The average yield on Nigerian Treasury bills and the OMO swung in opposite directions in the secondary market after the two naira assets’ returns converged by roughly 25% recently.
The average yield on Treasury bills fell on Tuesday as demand for naira assets rose in the secondary market. In contrast, the market saw selloffs in the OMO sector.
Treasury investors were seen taking positions ahead of inflation data and the anticipation that the economy will recover in the second quarter. Nigeria’s consumer price index rose to 34.19%, a multi-year high, due to the ongoing food crisis.
The market has been relative trading sideways after tight supply side at the primary market auctions. The market has seen investors boycotting two OMO bills primary market auction, signaling investors’ apathy for the local borrowing assets.

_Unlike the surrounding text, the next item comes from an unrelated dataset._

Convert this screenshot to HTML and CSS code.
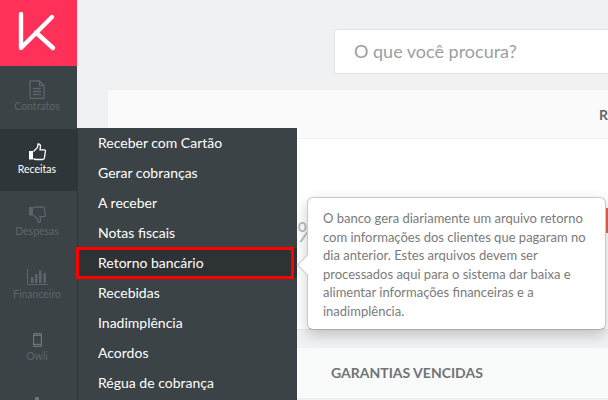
FILE: index.html
```html
<!DOCTYPE html>
<html lang="pt-BR">
<head>
<meta charset="utf-8">
<title>Retorno bancário</title>
<link rel="stylesheet" href="styles.css">
</head>
<body>
<div class="app">
  <nav class="sidebar">
    <div class="logo">
      <svg width="77" height="66" viewBox="0 0 77 66"><path d="M21 14V48L52 17M36 32.500 53 48" fill="none" stroke="#fff" stroke-width="4.400" stroke-linecap="round" stroke-linejoin="round"/></svg>
    </div>
    <a class="nav-item">
      <span class="icon-slot"><svg width="16" height="19" viewBox="0 0 16 19"><path d="M1 1h9.500l4.500 4.500v12q0 .9-.9.900H1.900q-.9 0-.9-.9zM10.500 1v4.500H15M4 8.500h8M4 11.500h8M4 14.500h8" fill="none" stroke="#5b666d" stroke-width="1.300"/></svg></span>
      <span>Contratos</span>
    </a>
    <a class="nav-item active">
      <span class="icon-slot"><svg width="18" height="18" viewBox="0 0 18 18"><path d="M1 8h4v8.500H1z" fill="#fff"/><path d="M5.500 8.500 9.500 4.500 10 1q2.500 0 2.500 2.500L12 6.800h4.200q1.300 0 1.200 1.600l-1 6.600q-.2 1.500-1.700 1.500H8q-1.500 0-2.500-1" fill="none" stroke="#fff" stroke-width="1.300"/></svg></span>
      <span>Receitas</span>
    </a>
    <a class="nav-item">
      <span class="icon-slot"><svg width="18" height="19" viewBox="0 0 18 19"><path d="M1 2h4v8.500H1z" fill="#5b666d"/><path d="M5.500 10 9.500 14 10 17.500q2.500 0 2.500-2.500L12 11.700h4.200q1.300 0 1.200-1.600l-1-6.600Q16.200 2 14.700 2H8q-1.500 0-2.500 1" fill="none" stroke="#5b666d" stroke-width="1.300"/></svg></span>
      <span>Despesas</span>
    </a>
    <a class="nav-item">
      <span class="icon-slot"><svg width="21" height="16" viewBox="0 0 21 16"><path d="M.5 0v15.500H21" fill="none" stroke="#5b666d" stroke-width="1"/><path d="M4 8h2.500v6H4zM8 5h2.500v9H8zM12 1.500h2.500V14H12zM16.500 4H19v10h-2.500z" fill="#5b666d"/></svg></span>
      <span>Financeiro</span>
    </a>
    <a class="nav-item">
      <span class="icon-slot"><svg width="9" height="14" viewBox="0 0 9 14"><path d="M1.500.6h6q.9 0 .9.900v11q0 .9-.9.900h-6q-.9 0-.9-.9v-11q0-.9.900-.9zM.6 2.300h7.800M.6 11.300h7.800" fill="none" stroke="#6b767c" stroke-width="1.200"/></svg></span>
      <span>Owli</span>
    </a>
    <a class="nav-item">
      <span class="icon-slot"><svg width="12" height="10" viewBox="0 0 12 10"><path d="M4 0h4v4h4v6H0V4h4z" fill="#6b767c"/></svg></span>
    </a>
  </nav>
  <ul class="submenu">
    <li>Receber com Cartão</li>
    <li>Gerar cobranças</li>
    <li>A receber</li>
    <li>Notas fiscais</li>
    <li class="current">Retorno bancário</li>
    <li>Recebidas</li>
    <li>Inadimplência</li>
    <li>Acordos</li>
    <li>Régua de cobrança</li>
  </ul>
  <main class="content">
    <div class="search">O que você procura?</div>
    <section class="panel">
      <div class="panel-head"><span class="head-letter">R</span></div>
      <div class="panel-body"><span class="peek">%</span><span class="side-bar"></span></div>
    </section>
    <section class="panel second">
      <span class="second-title">GARANTIAS VENCIDAS</span>
    </section>
  </main>
  <div class="tooltip">O banco gera diariamente um arquivo retorno com informações dos clientes que pagaram no dia anterior. Estes arquivos devem ser processados aqui para o sistema dar baixa e alimentar informações financeiras e a inadimplência.</div>
</div>
</body>
</html>
```
FILE: styles.css
```css
*, *::before, *::after { box-sizing: border-box; }
html, body { margin: 0; height: 100%; overflow: hidden; }
body { font-family: Lato, sans-serif; background: #f0f1f3; }
.app { position: relative; display: flex; width: 608px; height: 400px; overflow: hidden; }
.sidebar { width: 77px; flex: none; background: #3b4346; display: flex; flex-direction: column; overflow: hidden; }
.logo { height: 66px; flex: none; background: #ff3158; }
.logo svg { display: block; }
.nav-item { height: 62.500px; flex: none; display: flex; flex-direction: column; align-items: center; padding: 14px 3px 0 0; gap: 1px; font-size: 10.500px; line-height: 12px; color: #5b666d; }
.icon-slot { height: 19px; display: flex; align-items: center; justify-content: center; }
.nav-item.active { background: #2f3639; color: #fff; }
.submenu { position: absolute; z-index: 2; left: 77px; top: 128px; width: 220px; height: 272px; margin: 0; padding: 0; list-style: none; background: #3b4346; border-left: 1px solid #2f3639; }
.submenu li { height: 30px; padding-left: 20px; font-size: 14px; line-height: 30px; color: #fff; }
.submenu li.current { position: relative; background: #2d3335; }
.submenu li.current::after { content: ""; position: absolute; left: -2px; top: -1px; width: 218px; height: 32px; border: 3px solid #f00; }
.content { flex: 1; padding: 29px 0 0 31px; min-width: 0; }
.search { margin-left: 226px; width: 300px; height: 45px; background: #fff; border: 1px solid #e3e4e6; border-right: 0; border-radius: 3px 0 0 3px; padding-left: 19px; font-size: 18px; line-height: 42px; color: #9b9ea3; }
.panel { margin-top: 16px; width: 500px; background: #fff; }
.panel-head { height: 49px; background: #fafafa; border-bottom: 1px solid #f0f1f3; padding: 14px 0 0 491px; }
.head-letter { font-size: 14px; font-weight: 700; color: #666; }
.panel-body { position: relative; height: 191px; border-bottom: 1px solid #e8e9eb; }
.panel.second { margin-top: 18px; height: 51px; background: #f9fafa; border-bottom: 1px solid #eceef2; padding: 14px 0 0 223px; }
.second-title { font-size: 14px; font-weight: 700; color: #6f7377; white-space: nowrap; }
.peek { position: absolute; left: 189px; top: 78px; font-size: 26px; line-height: 30px; color: #b9bcbf; }
.side-bar { position: absolute; right: 0; top: 69px; width: 3px; height: 25px; background: #e2654f; }
.tooltip { position: absolute; z-index: 3; left: 307px; top: 197px; width: 299px; height: 133px; background: #fff; border: 1px solid #c8c9cb; border-bottom-color: #a9abad; border-radius: 6px; padding: 11px 15px; font-size: 13px; line-height: 18.570px; color: #7a7a7a; box-shadow: 0 5px 14px rgba(0,0,0,.2); }
.tooltip::before { content: ""; position: absolute; left: -8px; top: 59px; width: 16px; height: 16px; background: #fff; border-left: 1px solid #c8c9cb; border-bottom: 1px solid #c8c9cb; transform: rotate(45deg); }
```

Traders said the change in mood was caused by subdued pricing rates in the main market recently. The apex bank has on consistent basis reduce spot rates on long dated Treasury and OMO bills at its auction.
With the expectation that inflation rate pressure will ease, investors have started purchasing Treasury bills in the secondary market. The market has seen a 7.44% gap between inflation (34.19%) and the benchmark interest rate (26.75%) since last month.
Traders reported that yield contracted by 7bps to 25.6%. Across the curve, the average yield declined at the short (-1bp), mid (-2bps), and long (-14bps) segments, according to Cordros Capital Limited.
The investment firm said the yield contraction was as a result of buying interest in the 86-day to maturity which shed -2bps. Investors also queue behind 177-day to maturity bills, whose yield also bumped by -2 bps, while demand for 205-day to maturity bills dragged the yield lower by -149 bps.
Elsewhere, the average yield expanded by 44bps to 26.6% in the OMO bills segment in the secondary market.